> _RAW DATA_
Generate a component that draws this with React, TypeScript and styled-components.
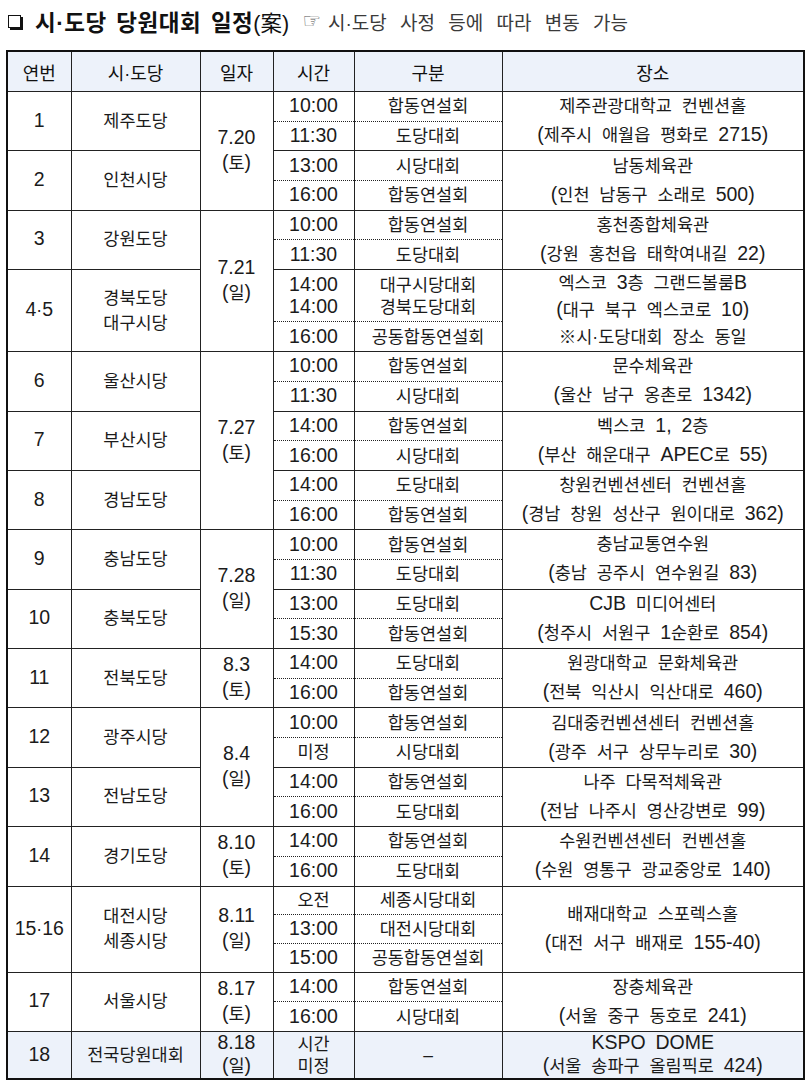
import React from 'react';
import styled, { createGlobalStyle } from 'styled-components';

const GlobalStyle = createGlobalStyle`
  html, body {
    margin: 0;
    padding: 0;
    background: #ffffff;
  }
`;

const Page = styled.div`
  width: 807px;
  padding: 0 0 0 6px;
  box-sizing: border-box;
  font-family: "Liberation Sans", "Noto Sans CJK KR", sans-serif;
  color: #1b1b1b;
`;

const Heading = styled.div`
  height: 42px;
  display: flex;
  align-items: center;
  padding-left: 2px;
  margin-bottom: 8px;
  white-space: nowrap;
`;

const Box = styled.span`
  width: 11px;
  height: 11px;
  border: 1.5px solid #111;
  box-shadow: 2px 2px 0 #111;
  margin-right: 14px;
  margin-top: 1px;
`;

const TitleMain = styled.span`
  font-family: "Liberation Sans", "Noto Sans CJK KR", sans-serif;
  font-weight: 700;
  font-size: 22.5px;
  letter-spacing: 0.5px;
  word-spacing: 3px;
  color: #111;
`;

const TitlePlan = styled.span`
  font-family: "Liberation Sans", "Noto Sans CJK KR", sans-serif;
  font-weight: 400;
  font-size: 21.5px;
  color: #111;
  margin-right: 13px;
`;

const Note = styled.span`
  font-family: "Liberation Sans", "Noto Sans CJK KR", sans-serif;
  font-weight: 400;
  font-size: 19px;
  word-spacing: 8px;
  color: #3a3a3a;
`;

const Hand = styled.span`
  font-family: "DejaVu Sans", sans-serif;
  font-size: 21px;
  margin-right: 7px;
  color: #555;
`;

const Table = styled.table`
  border-collapse: collapse;
  table-layout: fixed;
  width: 797px;
  border: 2px solid #111;
  font-size: 17.5px;
  word-spacing: 5px;
`;

const HeadCell = styled.th`
  height: 39px;
  padding: 0;
  border-left: 1px solid #222;
  border-bottom: 1px solid #222;
  background: #edf2fa;
  font-weight: 400;
  font-size: 18px;
  color: #111;
  text-align: center;
  vertical-align: middle;
`;

const Row = styled.tr<{ $h: number; $hl?: boolean }>`
  height: ${p => p.$h}px;
  background: ${p => (p.$hl ? '#edf2fa' : 'transparent')};
`;

const Cell = styled.td<{ $dotted?: boolean; $lh?: number }>`
  padding: 0;
  border-left: 1px solid #222;
  border-top: 1px ${p => (p.$dotted ? 'dotted' : 'solid')} #222;
  text-align: center;
  vertical-align: middle;
  line-height: ${p => p.$lh ?? 25}px;
  white-space: nowrap;
  overflow: hidden;
`;

const Latin = styled.span`
  font-size: 19.5px;
  line-height: 1;
`;

type Slot = { time: string[]; kind: string[]; h?: number };
type Group = {
  no: string;
  names: string[];
  date?: { d: string; w: string; groups: number };
  slots: Slot[];
  place: string[];
  placeLh?: number;
  hl?: boolean;
};

const two = (a: string, b: string, c: string, d: string): Slot[] => [
  { time: [a], kind: [b] },
  { time: [c], kind: [d] },
];

const groups: Group[] = [
  { no: '1', names: ['제주도당'], date: { d: '7.20', w: '(토)', groups: 2 }, slots: two('10:00', '합동연설회', '11:30', '도당대회'), place: ['제주관광대학교 컨벤션홀', '(제주시 애월읍 평화로 2715)'] },
  { no: '2', names: ['인천시당'], slots: two('13:00', '시당대회', '16:00', '합동연설회'), place: ['남동체육관', '(인천 남동구 소래로 500)'] },
  { no: '3', names: ['강원도당'], date: { d: '7.21', w: '(일)', groups: 2 }, slots: two('10:00', '합동연설회', '11:30', '도당대회'), place: ['홍천종합체육관', '(강원 홍천읍 태학여내길 22)'] },
  {
    no: '4·5',
    names: ['경북도당', '대구시당'],
    slots: [
      { time: ['14:00', '14:00'], kind: ['대구시당대회', '경북도당대회'], h: 52 },
      { time: ['16:00'], kind: ['공동합동연설회'], h: 30 },
    ],
    place: ['엑스코 3층 그랜드볼룸B', '(대구 북구 엑스코로 10)', '※시·도당대회 장소 동일'],
    placeLh: 27,
  },
  { no: '6', names: ['울산시당'], date: { d: '7.27', w: '(토)', groups: 3 }, slots: two('10:00', '합동연설회', '11:30', '시당대회'), place: ['문수체육관', '(울산 남구 옹촌로 1342)'] },
  { no: '7', names: ['부산시당'], slots: two('14:00', '합동연설회', '16:00', '시당대회'), place: ['벡스코 1, 2층', '(부산 해운대구 APEC로 55)'] },
  { no: '8', names: ['경남도당'], slots: two('14:00', '도당대회', '16:00', '합동연설회'), place: ['창원컨벤션센터 컨벤션홀', '(경남 창원 성산구 원이대로 362)'] },
  { no: '9', names: ['충남도당'], date: { d: '7.28', w: '(일)', groups: 2 }, slots: two('10:00', '합동연설회', '11:30', '도당대회'), place: ['충남교통연수원', '(충남 공주시 연수원길 83)'] },
  { no: '10', names: ['충북도당'], slots: two('13:00', '도당대회', '15:30', '합동연설회'), place: ['CJB 미디어센터', '(청주시 서원구 1순환로 854)'] },
  { no: '11', names: ['전북도당'], date: { d: '8.3', w: '(토)', groups: 1 }, slots: two('14:00', '도당대회', '16:00', '합동연설회'), place: ['원광대학교 문화체육관', '(전북 익산시 익산대로 460)'] },
  { no: '12', names: ['광주시당'], date: { d: '8.4', w: '(일)', groups: 2 }, slots: two('10:00', '합동연설회', '미정', '시당대회'), place: ['김대중컨벤션센터 컨벤션홀', '(광주 서구 상무누리로 30)'] },
  { no: '13', names: ['전남도당'], slots: two('14:00', '합동연설회', '16:00', '도당대회'), place: ['나주 다목적체육관', '(전남 나주시 영산강변로 99)'] },
  { no: '14', names: ['경기도당'], date: { d: '8.10', w: '(토)', groups: 1 }, slots: two('14:00', '합동연설회', '16:00', '도당대회'), place: ['수원컨벤션센터 컨벤션홀', '(수원 영통구 광교중앙로 140)'] },
  {
    no: '15·16',
    names: ['대전시당', '세종시당'],
    date: { d: '8.11', w: '(일)', groups: 1 },
    slots: [
      { time: ['오전'], kind: ['세종시당대회'], h: 28.7 },
      { time: ['13:00'], kind: ['대전시당대회'], h: 28.7 },
      { time: ['15:00'], kind: ['공동합동연설회'], h: 28.7 },
    ],
    place: ['배재대학교 스포렉스홀', '(대전 서구 배재로 155-40)'],
  },
  { no: '17', names: ['서울시당'], date: { d: '8.17', w: '(토)', groups: 1 }, slots: two('14:00', '합동연설회', '16:00', '시당대회'), place: ['장충체육관', '(서울 중구 동호로 241)'] },
  {
    no: '18',
    names: ['전국당원대회'],
    date: { d: '8.18', w: '(일)', groups: 1 },
    slots: [{ time: ['시간', '미정'], kind: ['–'], h: 48 }],
    place: ['KSPO DOME', '(서울 송파구 올림픽로 424)'],
    placeLh: 23,
    hl: true,
  },
];

// digits and latin letters are set a little larger, like the original hangul/latin mix
const Mixed = ({ text }: { text: string }) => (
  <>
    {text.split(/([0-9A-Za-z:.,()\-]+)/).map((part, i) =>
      /[0-9A-Za-z:.,()\-]/.test(part) ? <Latin key={i}>{part}</Latin> : part
    )}
  </>
);

const Lines = ({ items }: { items: string[] }) => (
  <>
    {items.map((t, i) => (
      <React.Fragment key={i}>
        {i > 0 && <br />}
        <Mixed text={t} />
      </React.Fragment>
    ))}
  </>
);

const App = () => {
  const rows: React.ReactNode[] = [];
  groups.forEach((g, gi) => {
    const dateSpan = g.date
      ? groups.slice(gi, gi + g.date.groups).reduce((n, x) => n + x.slots.length, 0)
      : 0;
    g.slots.forEach((s, si) => {
      rows.push(
        <Row key={`${gi}-${si}`} $h={s.h ?? 29.7} $hl={g.hl}>
          {si === 0 && (
            <>
              <Cell rowSpan={g.slots.length}>
                <Mixed text={g.no} />
              </Cell>
              <Cell rowSpan={g.slots.length}>
                <Lines items={g.names} />
              </Cell>
            </>
          )}
          {si === 0 && g.date && (
            <Cell rowSpan={dateSpan} $lh={g.hl ? 23 : 25}>
              <Lines items={[g.date.d, g.date.w]} />
            </Cell>
          )}
          <Cell $dotted={si > 0} $lh={22}>
            <Lines items={s.time} />
          </Cell>
          <Cell $dotted={si > 0} $lh={22}>
            <Lines items={s.kind} />
          </Cell>
          {si === 0 && (
            <Cell rowSpan={g.slots.length} $lh={g.placeLh ?? 29}>
              <Lines items={g.place} />
            </Cell>
          )}
        </Row>
      );
    });
  });

  return (
    <Page>
      <GlobalStyle />
      <Heading>
        <Box />
        <TitleMain>시·도당 당원대회 일정</TitleMain>
        <TitlePlan>(案)</TitlePlan>
        <Hand>☞</Hand>
        <Note>시·도당 사정 등에 따라 변동 가능</Note>
      </Heading>
      <Table>
        <colgroup>
          <col style={{ width: 64 }} />
          <col style={{ width: 129 }} />
          <col style={{ width: 73 }} />
          <col style={{ width: 81 }} />
          <col style={{ width: 148 }} />
          <col style={{ width: 302 }} />
        </colgroup>
        <thead>
          <tr>
            <HeadCell>연번</HeadCell>
            <HeadCell>시·도당</HeadCell>
            <HeadCell>일자</HeadCell>
            <HeadCell>시간</HeadCell>
            <HeadCell>구분</HeadCell>
            <HeadCell>장소</HeadCell>
          </tr>
        </thead>
        <tbody>{rows}</tbody>
      </Table>
    </Page>
  );
};

export default App;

> _TASK DETAILS_
Say how many lines in this listing hold the string "React", giving the count and nothing more.

> _RESPONSE_
5